▶ **Written task**:
Determine how many lines include the word "page", then give that number and nothing more.

▶ **Source data**:
## Start

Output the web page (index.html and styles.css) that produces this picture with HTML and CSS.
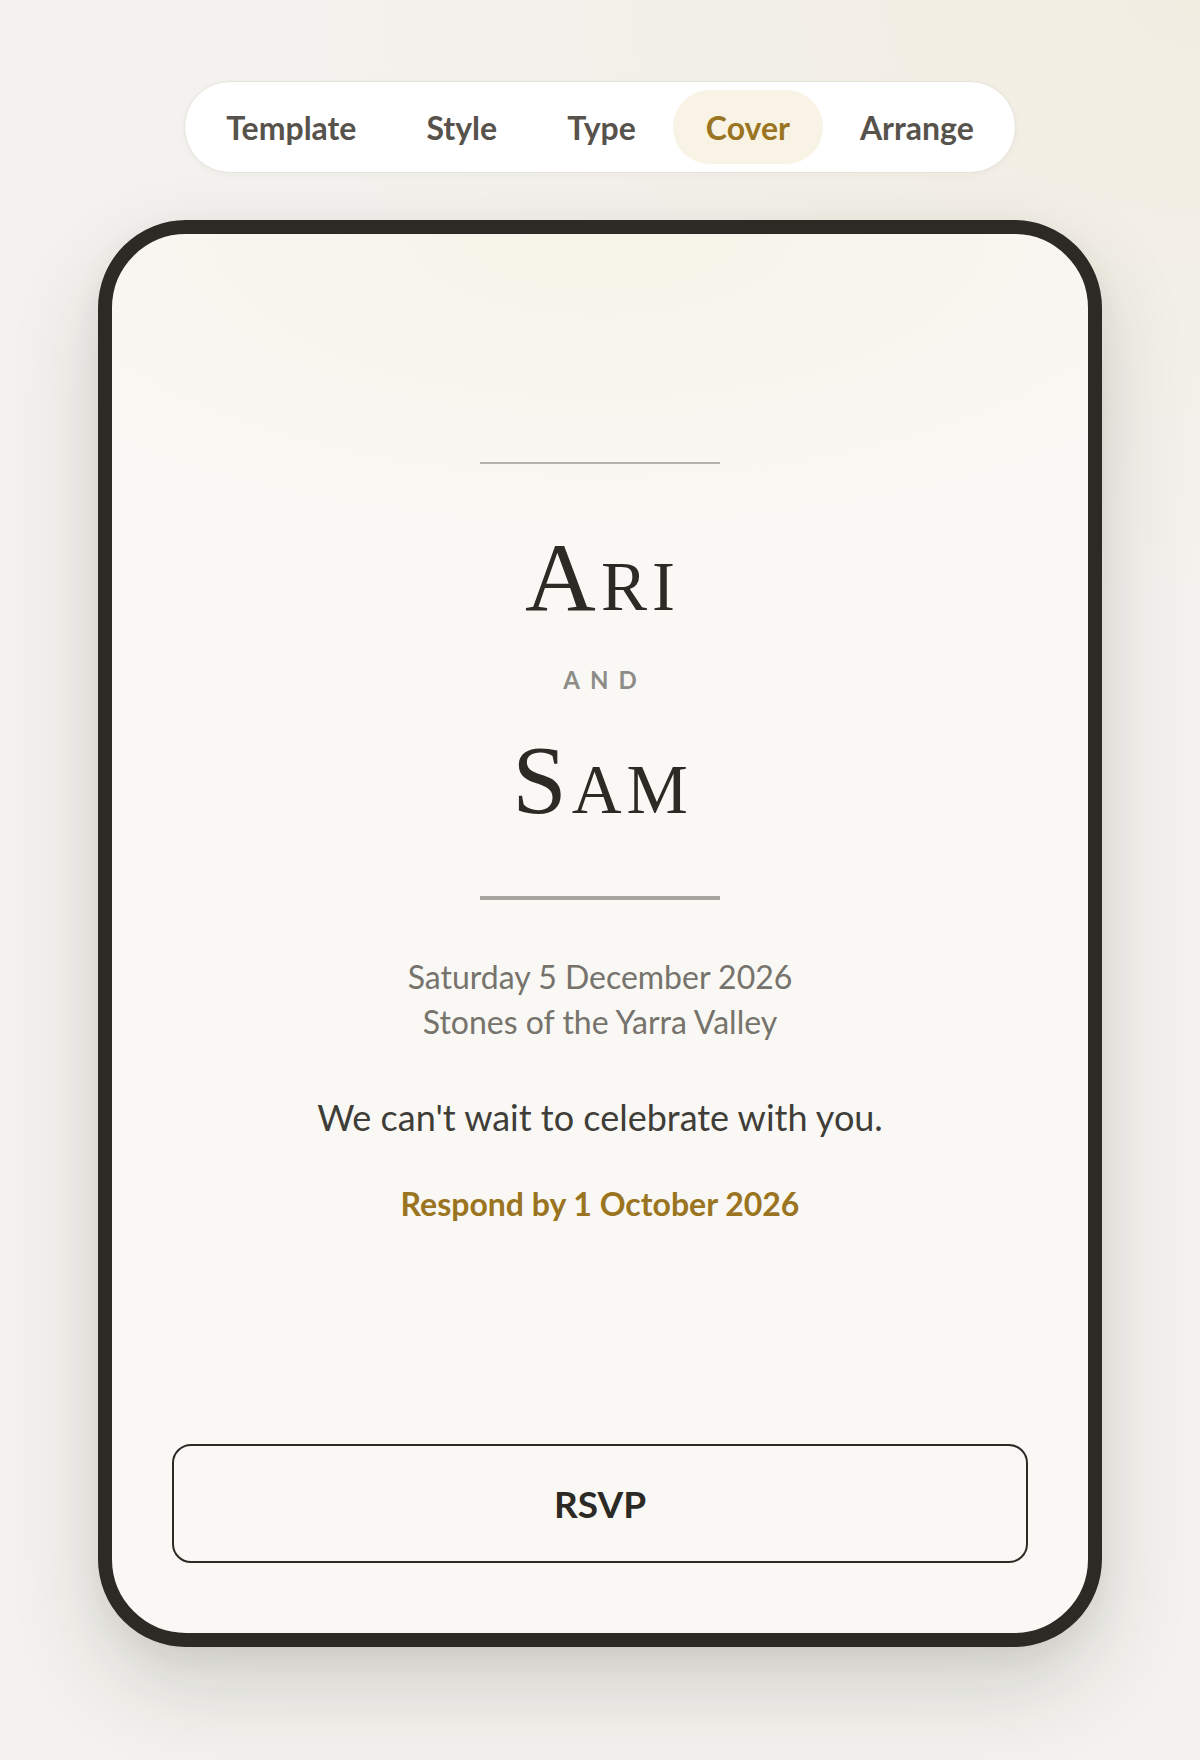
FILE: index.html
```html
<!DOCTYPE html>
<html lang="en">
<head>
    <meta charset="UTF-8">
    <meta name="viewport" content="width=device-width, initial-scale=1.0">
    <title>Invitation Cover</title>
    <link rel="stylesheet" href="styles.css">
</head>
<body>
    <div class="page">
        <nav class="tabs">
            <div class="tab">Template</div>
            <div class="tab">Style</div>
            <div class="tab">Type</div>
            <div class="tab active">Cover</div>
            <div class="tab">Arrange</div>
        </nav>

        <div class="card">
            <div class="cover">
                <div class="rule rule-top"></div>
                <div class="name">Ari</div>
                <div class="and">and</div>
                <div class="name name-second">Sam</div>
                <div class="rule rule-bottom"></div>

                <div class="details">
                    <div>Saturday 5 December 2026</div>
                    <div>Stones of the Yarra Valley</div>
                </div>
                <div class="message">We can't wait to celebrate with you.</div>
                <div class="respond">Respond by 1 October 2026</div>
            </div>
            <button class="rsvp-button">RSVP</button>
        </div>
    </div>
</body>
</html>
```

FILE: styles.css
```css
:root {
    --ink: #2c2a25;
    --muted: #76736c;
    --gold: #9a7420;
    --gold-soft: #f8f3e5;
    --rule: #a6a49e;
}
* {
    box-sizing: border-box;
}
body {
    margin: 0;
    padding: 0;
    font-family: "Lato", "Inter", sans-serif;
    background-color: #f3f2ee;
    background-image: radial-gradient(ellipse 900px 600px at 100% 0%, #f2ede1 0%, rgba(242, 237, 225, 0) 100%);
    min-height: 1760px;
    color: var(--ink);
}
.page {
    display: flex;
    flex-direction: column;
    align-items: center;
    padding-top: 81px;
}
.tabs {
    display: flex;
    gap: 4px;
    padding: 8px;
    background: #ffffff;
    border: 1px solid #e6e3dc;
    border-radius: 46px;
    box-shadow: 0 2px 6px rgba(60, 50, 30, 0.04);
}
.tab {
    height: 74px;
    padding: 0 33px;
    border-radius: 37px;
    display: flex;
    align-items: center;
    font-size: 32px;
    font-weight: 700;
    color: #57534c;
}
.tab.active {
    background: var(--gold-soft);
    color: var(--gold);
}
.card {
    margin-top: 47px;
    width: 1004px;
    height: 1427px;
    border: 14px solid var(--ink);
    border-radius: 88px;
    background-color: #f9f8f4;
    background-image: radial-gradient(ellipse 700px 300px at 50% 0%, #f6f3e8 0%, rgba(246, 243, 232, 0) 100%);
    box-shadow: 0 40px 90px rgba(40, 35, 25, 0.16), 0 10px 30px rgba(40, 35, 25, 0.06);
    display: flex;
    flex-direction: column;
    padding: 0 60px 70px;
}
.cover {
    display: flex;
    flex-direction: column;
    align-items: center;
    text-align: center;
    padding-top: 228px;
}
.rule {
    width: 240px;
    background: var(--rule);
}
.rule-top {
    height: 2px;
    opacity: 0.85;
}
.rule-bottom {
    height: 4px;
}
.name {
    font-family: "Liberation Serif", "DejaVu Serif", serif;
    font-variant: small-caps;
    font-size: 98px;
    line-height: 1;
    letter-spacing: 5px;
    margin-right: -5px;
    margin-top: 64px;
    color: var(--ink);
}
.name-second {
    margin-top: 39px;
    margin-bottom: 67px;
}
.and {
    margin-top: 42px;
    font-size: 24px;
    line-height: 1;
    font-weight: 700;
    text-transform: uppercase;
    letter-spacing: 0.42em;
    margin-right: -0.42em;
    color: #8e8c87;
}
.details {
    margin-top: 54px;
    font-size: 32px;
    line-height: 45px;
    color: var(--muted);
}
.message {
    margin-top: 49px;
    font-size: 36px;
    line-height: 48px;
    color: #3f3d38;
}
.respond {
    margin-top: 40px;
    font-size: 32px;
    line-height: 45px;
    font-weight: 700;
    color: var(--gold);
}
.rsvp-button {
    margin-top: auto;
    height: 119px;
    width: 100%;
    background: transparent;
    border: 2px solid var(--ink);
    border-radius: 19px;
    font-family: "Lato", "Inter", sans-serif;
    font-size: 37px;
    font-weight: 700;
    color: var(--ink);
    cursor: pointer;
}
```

## End
## Start

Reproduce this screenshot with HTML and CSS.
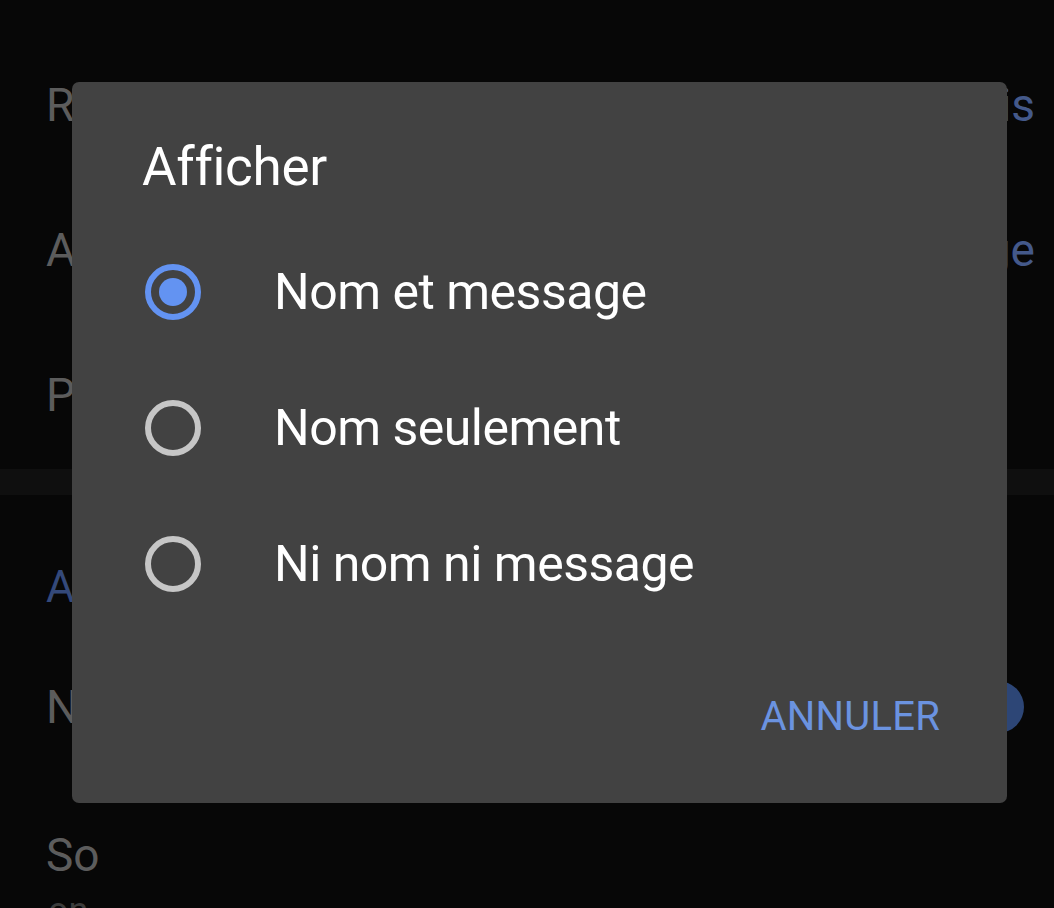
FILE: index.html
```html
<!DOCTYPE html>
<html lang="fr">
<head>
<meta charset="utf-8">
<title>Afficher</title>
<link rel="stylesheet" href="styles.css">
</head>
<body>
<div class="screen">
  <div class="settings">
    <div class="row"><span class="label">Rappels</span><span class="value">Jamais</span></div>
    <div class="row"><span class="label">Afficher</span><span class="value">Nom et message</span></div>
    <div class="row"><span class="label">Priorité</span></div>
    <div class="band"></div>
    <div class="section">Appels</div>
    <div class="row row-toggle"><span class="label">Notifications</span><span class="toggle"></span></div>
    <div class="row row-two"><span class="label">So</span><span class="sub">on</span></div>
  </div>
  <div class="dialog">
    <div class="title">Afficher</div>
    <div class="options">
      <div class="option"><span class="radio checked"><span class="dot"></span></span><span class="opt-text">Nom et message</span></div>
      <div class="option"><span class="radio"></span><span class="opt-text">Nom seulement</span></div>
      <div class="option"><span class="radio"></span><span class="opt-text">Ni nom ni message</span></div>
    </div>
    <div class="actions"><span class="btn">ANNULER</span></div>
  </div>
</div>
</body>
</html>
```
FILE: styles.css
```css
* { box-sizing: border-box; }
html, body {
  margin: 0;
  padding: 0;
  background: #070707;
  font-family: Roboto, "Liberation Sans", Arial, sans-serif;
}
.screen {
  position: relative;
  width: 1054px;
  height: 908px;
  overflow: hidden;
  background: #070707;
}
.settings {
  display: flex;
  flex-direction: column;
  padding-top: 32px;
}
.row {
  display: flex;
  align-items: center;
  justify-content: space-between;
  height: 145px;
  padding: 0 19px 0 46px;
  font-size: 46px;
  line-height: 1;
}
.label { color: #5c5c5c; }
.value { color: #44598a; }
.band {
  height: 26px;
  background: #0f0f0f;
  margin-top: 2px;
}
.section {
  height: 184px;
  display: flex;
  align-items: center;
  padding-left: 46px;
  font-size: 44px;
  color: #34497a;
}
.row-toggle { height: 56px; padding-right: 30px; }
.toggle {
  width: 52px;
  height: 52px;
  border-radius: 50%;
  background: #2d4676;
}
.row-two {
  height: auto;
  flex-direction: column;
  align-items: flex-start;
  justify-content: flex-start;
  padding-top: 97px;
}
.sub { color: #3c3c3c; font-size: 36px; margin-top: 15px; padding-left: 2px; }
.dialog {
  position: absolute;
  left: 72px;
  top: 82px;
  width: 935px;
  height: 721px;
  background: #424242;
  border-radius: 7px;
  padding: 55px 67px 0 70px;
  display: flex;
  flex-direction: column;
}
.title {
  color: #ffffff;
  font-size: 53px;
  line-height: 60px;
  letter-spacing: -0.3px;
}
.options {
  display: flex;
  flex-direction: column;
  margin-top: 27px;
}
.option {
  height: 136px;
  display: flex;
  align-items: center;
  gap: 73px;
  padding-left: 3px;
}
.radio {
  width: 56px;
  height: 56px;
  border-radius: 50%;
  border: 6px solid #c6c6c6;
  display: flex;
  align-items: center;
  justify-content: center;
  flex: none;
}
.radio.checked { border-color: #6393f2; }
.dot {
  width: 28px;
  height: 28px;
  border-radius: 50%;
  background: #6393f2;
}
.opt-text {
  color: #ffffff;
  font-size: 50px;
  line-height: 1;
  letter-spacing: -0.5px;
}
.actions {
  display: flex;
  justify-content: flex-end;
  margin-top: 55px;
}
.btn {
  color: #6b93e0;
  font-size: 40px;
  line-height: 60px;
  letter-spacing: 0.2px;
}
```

## End

▶ **Problem solution**:
3